───── STORED DATA ─────

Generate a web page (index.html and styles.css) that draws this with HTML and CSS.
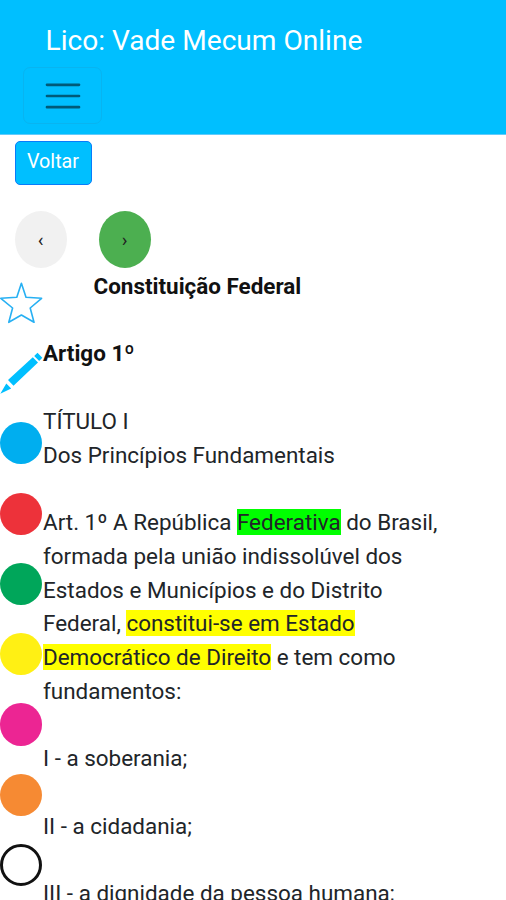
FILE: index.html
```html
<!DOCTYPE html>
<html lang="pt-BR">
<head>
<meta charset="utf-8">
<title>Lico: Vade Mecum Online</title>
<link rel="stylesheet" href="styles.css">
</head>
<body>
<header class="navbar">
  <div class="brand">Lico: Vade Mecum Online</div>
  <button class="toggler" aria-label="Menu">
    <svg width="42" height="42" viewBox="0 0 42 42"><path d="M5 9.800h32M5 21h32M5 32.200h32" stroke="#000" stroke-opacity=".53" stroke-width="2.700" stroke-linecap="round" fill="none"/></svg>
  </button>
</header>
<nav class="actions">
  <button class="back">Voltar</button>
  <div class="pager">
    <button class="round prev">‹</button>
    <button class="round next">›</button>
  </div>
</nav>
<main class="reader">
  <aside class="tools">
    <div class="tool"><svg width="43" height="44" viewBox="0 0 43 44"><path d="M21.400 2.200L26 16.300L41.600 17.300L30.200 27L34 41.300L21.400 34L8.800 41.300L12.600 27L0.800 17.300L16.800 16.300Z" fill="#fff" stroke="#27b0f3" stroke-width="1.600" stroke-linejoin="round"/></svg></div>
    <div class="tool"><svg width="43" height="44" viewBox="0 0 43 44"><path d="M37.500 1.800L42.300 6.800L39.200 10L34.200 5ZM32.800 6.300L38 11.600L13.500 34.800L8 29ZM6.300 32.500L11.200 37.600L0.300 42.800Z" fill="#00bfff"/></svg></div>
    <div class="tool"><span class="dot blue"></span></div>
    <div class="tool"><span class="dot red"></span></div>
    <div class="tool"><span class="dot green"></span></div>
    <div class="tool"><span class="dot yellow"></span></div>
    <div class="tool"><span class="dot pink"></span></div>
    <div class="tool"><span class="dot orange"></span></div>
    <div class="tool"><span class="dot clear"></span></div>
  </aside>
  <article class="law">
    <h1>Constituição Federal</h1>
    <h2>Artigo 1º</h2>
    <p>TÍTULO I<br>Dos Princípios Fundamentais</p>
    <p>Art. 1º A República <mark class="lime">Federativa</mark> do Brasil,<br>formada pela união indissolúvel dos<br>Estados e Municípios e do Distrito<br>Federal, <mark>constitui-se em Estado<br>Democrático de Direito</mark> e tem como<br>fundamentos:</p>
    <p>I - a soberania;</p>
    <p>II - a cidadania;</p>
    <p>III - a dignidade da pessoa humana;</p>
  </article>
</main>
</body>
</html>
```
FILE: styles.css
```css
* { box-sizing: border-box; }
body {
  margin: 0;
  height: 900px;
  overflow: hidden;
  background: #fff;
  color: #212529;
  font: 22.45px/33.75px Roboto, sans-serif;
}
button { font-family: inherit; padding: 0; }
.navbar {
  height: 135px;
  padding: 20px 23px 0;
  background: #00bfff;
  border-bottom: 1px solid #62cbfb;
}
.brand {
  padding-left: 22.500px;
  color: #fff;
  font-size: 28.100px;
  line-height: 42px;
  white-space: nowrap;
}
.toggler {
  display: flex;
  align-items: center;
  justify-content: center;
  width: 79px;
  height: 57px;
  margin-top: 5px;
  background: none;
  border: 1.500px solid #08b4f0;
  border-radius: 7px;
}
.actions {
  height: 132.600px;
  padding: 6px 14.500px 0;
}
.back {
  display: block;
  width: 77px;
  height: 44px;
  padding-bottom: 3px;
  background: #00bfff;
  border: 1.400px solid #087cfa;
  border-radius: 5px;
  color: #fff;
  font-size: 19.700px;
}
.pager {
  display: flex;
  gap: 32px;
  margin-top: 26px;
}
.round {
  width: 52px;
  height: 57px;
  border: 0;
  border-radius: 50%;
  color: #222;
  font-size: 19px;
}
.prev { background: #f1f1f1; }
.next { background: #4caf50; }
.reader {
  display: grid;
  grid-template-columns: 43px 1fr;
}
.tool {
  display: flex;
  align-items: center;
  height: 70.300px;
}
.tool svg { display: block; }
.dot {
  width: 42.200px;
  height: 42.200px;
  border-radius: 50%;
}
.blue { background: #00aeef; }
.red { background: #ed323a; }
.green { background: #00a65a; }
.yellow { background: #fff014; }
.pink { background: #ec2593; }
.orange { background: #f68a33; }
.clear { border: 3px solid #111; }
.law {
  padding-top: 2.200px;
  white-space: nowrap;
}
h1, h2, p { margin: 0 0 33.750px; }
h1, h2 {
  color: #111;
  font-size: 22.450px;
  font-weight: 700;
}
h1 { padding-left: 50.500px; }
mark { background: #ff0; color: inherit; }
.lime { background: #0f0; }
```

─────

#### TASK OBJECTIVE
Pull every line containing the word "styles" out of the material.

#### RESULT FOR THIS TASK
Generate a web page (index.html and styles.css) that draws this with HTML and CSS.
<link rel="stylesheet" href="styles.css">
FILE: styles.css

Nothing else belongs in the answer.